Person A: Agreed, we could do that. I’m not sure the price is worth it though. (guardrails)

Person B: Maybe not.

Notice in this conversation, that despite the decision not to proceed, both parties acknowledge that the desired state could be achieved but right now, they don’t necessarily want to take the steps to achieve it. The conversation becomes more about choice than restriction.

The Power of a No Limits Mindset

Working towards a goal with a no limits mindset is truly liberating. It allows team members to challenge the status quo and think creatively, without having to worry about restrictions. It encourages questions like “Why Not?” and “What If?” rather that statements like “We Can’t”, “No one has ever.”

This kind of thinking is motivating and addictive. Achieving the impossible becomes an attractive concept. Team members begin saying: “It can’t be done?” “Who says?” “Just watch us”.

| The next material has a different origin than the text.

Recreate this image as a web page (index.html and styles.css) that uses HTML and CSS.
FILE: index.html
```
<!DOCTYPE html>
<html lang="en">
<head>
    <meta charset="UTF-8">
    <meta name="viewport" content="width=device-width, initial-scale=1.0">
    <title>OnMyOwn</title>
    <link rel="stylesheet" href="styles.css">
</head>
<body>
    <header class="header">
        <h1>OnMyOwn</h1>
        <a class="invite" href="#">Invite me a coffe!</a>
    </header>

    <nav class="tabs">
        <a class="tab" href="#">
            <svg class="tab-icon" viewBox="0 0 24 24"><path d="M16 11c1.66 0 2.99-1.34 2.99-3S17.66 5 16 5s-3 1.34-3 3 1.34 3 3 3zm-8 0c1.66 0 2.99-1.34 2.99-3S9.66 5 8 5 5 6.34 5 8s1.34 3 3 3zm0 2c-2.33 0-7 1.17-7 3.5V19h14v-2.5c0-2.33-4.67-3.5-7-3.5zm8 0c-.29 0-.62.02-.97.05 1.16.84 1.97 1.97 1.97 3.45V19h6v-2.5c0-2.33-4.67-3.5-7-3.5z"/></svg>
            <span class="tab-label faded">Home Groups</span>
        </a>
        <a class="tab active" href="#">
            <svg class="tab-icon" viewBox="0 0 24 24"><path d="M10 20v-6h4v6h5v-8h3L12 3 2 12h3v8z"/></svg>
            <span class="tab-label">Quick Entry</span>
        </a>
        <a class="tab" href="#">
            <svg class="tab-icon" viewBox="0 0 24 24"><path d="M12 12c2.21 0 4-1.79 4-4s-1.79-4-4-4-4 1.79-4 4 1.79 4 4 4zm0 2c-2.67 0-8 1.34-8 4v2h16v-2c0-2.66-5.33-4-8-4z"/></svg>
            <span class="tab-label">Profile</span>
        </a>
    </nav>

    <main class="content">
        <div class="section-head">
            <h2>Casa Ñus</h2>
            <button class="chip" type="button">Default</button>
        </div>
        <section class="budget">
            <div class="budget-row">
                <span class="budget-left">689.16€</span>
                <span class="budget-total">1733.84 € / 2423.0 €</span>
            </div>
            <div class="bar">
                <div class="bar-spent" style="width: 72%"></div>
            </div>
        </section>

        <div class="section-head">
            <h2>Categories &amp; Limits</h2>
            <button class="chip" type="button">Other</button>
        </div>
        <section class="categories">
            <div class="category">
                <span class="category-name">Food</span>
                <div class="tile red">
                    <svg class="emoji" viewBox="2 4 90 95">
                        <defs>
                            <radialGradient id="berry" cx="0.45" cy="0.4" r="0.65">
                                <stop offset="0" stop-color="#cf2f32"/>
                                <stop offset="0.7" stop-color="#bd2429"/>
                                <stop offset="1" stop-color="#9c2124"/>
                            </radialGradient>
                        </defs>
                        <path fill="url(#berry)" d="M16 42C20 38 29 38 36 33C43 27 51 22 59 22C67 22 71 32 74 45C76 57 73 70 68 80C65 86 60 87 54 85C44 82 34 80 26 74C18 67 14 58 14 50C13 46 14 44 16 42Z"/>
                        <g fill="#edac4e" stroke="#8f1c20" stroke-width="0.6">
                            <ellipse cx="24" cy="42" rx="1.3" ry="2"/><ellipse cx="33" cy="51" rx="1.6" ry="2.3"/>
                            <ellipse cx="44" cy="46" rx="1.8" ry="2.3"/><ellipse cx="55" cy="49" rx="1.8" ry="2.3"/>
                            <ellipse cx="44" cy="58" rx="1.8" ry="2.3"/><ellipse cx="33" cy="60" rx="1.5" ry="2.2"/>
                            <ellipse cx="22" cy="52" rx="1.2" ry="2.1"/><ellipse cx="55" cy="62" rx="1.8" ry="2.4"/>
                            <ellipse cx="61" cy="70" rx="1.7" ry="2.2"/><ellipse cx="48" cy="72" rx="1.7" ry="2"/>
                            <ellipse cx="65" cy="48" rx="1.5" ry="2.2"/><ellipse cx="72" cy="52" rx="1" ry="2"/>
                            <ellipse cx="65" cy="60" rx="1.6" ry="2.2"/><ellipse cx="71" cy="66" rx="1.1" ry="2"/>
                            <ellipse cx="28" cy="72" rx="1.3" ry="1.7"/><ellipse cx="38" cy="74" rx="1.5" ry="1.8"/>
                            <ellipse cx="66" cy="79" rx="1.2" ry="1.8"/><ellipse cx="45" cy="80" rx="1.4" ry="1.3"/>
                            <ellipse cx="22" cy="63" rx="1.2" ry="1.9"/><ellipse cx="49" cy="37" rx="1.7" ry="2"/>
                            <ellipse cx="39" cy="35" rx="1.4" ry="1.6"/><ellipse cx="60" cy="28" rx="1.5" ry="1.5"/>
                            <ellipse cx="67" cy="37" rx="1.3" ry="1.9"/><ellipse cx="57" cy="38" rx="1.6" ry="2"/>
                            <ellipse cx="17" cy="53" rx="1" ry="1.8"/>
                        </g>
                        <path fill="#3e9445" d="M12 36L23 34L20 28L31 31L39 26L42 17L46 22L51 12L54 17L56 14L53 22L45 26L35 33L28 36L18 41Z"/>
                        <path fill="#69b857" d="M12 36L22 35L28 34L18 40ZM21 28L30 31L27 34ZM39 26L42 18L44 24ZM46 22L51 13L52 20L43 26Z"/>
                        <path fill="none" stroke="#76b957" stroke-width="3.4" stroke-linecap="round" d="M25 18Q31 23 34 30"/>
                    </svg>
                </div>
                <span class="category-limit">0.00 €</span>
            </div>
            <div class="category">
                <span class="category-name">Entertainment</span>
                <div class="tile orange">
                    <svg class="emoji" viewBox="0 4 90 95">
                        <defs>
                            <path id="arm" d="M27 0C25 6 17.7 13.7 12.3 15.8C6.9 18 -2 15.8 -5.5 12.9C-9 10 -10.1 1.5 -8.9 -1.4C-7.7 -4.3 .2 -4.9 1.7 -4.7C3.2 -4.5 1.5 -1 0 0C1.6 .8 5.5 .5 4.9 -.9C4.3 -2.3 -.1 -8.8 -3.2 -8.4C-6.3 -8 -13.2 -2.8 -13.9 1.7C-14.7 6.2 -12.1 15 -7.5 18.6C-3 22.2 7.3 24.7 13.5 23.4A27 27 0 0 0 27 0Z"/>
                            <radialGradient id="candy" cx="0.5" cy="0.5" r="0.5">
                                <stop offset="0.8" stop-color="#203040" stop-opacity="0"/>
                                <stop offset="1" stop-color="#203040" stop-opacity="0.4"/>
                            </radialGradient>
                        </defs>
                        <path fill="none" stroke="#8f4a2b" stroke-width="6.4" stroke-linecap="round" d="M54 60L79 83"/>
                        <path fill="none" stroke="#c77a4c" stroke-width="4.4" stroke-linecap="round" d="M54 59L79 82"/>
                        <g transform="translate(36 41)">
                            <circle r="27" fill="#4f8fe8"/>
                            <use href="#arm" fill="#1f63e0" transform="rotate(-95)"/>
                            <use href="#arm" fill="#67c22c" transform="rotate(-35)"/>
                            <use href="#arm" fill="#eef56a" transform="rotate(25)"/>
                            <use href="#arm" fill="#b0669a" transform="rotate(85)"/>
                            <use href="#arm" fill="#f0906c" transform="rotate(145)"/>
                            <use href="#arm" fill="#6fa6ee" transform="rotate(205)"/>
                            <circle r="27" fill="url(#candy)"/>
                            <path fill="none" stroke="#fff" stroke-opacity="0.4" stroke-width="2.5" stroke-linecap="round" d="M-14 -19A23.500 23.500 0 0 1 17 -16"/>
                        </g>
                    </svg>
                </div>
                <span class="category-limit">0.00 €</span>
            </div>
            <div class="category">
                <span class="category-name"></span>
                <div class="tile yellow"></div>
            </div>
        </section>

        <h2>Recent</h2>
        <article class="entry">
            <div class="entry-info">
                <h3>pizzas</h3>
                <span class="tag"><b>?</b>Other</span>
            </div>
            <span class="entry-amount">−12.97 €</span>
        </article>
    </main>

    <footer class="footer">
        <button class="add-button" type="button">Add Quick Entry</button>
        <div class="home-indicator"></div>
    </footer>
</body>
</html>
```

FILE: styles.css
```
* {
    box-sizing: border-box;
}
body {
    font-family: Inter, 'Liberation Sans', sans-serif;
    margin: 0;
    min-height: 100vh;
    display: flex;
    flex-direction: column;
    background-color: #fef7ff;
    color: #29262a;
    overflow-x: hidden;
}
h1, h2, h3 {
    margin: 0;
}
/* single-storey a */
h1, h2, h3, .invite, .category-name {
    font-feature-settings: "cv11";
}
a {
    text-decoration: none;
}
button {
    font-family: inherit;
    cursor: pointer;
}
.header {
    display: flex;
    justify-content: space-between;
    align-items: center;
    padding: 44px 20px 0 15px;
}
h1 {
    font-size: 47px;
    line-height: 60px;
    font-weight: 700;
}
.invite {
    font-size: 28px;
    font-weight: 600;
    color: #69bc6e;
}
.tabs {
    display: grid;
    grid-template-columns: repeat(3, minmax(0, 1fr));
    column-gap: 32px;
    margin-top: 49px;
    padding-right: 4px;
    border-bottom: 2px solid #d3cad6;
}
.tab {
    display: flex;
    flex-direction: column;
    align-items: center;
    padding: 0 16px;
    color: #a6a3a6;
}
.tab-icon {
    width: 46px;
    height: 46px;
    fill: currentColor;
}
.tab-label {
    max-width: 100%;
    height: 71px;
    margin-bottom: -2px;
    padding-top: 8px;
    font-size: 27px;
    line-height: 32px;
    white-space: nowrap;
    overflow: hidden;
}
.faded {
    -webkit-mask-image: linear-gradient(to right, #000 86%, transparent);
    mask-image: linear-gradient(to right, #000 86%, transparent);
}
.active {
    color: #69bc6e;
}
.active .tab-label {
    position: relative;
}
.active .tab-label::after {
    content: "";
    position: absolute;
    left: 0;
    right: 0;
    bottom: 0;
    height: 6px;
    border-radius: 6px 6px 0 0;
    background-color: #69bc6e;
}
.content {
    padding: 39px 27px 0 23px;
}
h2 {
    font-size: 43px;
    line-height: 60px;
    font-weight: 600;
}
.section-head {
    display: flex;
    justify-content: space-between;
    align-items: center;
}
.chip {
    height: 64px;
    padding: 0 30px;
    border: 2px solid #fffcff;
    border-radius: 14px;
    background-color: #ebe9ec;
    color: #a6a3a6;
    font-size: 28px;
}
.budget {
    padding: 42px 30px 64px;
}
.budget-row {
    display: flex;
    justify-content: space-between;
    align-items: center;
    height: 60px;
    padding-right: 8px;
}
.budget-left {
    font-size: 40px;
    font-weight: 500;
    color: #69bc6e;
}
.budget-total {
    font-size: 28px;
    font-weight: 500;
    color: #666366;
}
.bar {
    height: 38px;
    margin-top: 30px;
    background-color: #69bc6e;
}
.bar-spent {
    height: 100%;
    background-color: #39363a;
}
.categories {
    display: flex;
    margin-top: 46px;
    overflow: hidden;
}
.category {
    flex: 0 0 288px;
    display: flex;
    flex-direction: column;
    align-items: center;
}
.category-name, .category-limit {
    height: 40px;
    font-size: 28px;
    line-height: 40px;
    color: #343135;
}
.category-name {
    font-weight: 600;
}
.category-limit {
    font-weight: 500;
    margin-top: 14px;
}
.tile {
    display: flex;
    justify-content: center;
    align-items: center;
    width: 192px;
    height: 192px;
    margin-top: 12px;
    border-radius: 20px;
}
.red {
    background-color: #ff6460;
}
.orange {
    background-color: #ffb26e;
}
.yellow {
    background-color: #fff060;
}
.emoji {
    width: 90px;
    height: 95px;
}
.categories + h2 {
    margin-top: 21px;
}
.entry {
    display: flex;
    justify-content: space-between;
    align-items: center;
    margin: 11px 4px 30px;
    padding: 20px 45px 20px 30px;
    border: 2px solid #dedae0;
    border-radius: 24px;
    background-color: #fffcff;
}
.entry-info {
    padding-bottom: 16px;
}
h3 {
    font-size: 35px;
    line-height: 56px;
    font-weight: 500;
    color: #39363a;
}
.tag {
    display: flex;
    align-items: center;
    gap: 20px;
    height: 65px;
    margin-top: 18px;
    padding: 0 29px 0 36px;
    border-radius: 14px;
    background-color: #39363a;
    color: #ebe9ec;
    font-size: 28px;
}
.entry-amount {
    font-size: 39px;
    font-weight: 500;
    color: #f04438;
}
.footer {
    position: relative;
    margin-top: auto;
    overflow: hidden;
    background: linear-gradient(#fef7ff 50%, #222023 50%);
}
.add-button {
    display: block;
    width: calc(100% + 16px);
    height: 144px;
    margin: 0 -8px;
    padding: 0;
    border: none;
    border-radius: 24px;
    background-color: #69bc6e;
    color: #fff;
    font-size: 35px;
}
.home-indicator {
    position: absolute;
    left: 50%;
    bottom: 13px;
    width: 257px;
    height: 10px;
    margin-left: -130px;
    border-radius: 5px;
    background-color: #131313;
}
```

No limits thinking takes you beyond traditional methodologies and tools and into the design world. At a certain point, you realize that there is no text book with the formulas you need and no one to benchmark off. You have to make them yourself. Necessity forces you to move into the unknown in search of progress. If you are skilled at no limits thinking, this then becomes a process of imagination and then creation.

In Lean, we are encouraged to Ask “Why?” 5 times. This is a great concept but often overlooked as a tool rather than a philosophy. Once you have a no limits mindset your 5 Whys becomes deeply philosophical, challenging deeply held grass roots traditions, some of your own creation. You ask; “Why is this so?”, “What is the true goal?” and so on.

Looking back, I can now see that the times where my teams at the time gained the most radical and profound forward momentum were those times where we threw traditional thinking out the window. When the situation appears impossible and there is no roadmap to follow, focusing only on perfection without limits leads us to spectacular solutions.